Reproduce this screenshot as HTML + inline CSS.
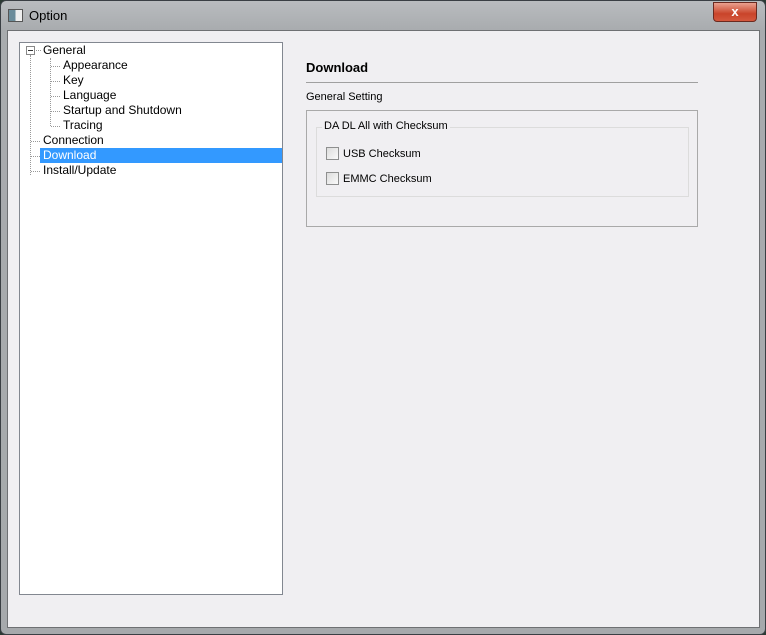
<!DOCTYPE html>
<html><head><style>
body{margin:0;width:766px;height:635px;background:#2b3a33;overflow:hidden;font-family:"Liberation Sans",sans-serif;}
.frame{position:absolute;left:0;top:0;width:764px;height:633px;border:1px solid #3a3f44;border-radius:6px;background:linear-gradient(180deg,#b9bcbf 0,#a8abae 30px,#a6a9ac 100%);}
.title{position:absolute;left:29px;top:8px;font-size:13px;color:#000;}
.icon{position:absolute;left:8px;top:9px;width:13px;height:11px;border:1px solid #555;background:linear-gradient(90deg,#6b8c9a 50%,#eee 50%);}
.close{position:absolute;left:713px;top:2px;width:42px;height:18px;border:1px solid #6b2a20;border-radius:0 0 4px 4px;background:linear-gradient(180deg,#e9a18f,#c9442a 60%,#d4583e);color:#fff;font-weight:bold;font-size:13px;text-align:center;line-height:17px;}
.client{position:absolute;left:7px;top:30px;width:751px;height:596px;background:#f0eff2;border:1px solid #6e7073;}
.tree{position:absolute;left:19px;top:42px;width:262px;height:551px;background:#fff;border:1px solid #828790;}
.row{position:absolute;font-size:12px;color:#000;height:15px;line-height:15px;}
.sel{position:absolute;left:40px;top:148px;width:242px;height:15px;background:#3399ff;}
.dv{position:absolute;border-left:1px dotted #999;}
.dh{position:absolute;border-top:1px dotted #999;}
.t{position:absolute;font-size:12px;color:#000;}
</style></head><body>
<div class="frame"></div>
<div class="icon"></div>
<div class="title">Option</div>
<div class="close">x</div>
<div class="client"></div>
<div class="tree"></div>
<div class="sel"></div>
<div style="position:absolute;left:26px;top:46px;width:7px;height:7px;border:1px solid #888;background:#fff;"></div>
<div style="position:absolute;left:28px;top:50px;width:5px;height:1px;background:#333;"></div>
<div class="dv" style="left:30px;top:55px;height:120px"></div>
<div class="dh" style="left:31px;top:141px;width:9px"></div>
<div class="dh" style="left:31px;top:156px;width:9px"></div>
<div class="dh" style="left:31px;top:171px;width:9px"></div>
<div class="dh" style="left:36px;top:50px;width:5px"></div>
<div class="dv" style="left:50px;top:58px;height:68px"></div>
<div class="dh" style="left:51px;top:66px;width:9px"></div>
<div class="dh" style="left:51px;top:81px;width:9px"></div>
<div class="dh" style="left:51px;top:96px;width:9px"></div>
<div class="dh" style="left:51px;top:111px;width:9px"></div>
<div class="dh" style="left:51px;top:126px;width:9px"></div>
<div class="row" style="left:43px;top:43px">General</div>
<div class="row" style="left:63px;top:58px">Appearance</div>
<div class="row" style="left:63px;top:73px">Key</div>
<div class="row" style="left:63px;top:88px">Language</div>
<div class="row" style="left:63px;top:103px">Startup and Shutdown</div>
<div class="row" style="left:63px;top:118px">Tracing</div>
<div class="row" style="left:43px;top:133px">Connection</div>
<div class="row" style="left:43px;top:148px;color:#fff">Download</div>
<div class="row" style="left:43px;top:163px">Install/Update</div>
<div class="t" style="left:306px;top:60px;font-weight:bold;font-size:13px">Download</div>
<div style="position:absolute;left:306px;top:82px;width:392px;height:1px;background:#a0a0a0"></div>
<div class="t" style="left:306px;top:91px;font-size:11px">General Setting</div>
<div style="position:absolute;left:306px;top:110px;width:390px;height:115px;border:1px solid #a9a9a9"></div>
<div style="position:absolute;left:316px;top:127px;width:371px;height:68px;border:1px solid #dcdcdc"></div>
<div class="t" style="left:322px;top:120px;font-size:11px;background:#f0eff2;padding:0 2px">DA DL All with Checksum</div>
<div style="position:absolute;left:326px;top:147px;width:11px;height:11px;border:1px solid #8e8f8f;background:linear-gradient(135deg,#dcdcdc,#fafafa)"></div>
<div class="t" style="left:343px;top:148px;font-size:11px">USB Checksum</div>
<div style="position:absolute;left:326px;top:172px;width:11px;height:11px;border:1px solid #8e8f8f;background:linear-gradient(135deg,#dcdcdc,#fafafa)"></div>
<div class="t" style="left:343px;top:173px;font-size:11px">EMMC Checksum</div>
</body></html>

==

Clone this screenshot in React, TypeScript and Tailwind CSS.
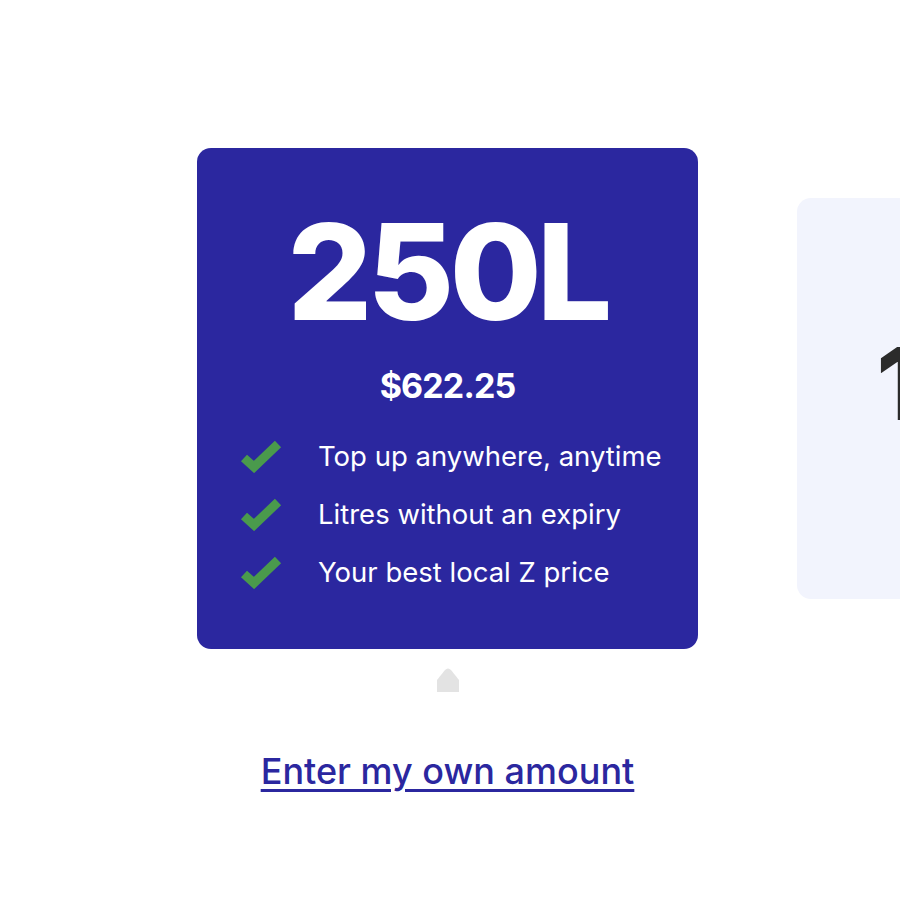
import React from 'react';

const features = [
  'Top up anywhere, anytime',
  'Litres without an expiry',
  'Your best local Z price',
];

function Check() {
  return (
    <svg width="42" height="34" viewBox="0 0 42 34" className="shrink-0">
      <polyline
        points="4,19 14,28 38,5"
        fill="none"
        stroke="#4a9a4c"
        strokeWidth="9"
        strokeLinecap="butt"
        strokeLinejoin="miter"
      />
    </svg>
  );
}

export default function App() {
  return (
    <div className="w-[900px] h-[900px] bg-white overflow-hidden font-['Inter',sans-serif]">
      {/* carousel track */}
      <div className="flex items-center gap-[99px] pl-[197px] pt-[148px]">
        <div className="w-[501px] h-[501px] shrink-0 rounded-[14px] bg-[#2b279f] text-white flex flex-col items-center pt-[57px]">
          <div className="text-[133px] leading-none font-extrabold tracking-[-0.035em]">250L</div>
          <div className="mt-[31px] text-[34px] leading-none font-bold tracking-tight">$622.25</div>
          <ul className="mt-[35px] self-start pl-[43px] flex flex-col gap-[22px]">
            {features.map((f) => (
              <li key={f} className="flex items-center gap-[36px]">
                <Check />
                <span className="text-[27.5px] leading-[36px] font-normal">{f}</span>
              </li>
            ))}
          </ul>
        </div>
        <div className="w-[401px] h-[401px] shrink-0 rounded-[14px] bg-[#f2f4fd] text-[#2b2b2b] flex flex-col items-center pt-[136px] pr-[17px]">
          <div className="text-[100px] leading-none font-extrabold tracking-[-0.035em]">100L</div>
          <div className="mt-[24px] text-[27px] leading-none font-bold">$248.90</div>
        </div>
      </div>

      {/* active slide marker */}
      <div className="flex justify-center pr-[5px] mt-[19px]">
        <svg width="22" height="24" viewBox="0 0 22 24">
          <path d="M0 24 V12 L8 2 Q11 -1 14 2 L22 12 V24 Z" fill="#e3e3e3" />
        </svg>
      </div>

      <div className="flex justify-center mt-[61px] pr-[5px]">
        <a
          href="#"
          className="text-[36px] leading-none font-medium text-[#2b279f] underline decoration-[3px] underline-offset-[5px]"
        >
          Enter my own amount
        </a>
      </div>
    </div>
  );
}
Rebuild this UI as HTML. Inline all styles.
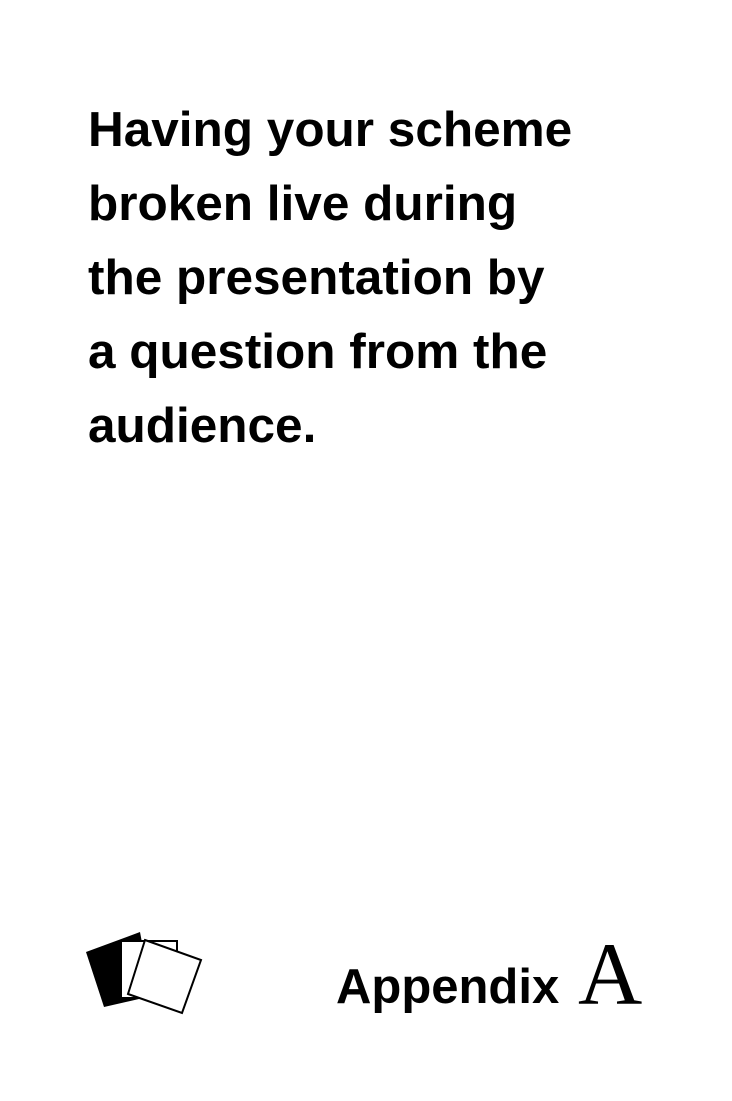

Goal » Each line with the string "this" in it needs to be found and copied.

Full output »
Reproduce this screenshot as HTML + inline CSS.
Clone this screenshot in React, TypeScript and Tailwind CSS.
Rebuild this UI as HTML. Inline all styles.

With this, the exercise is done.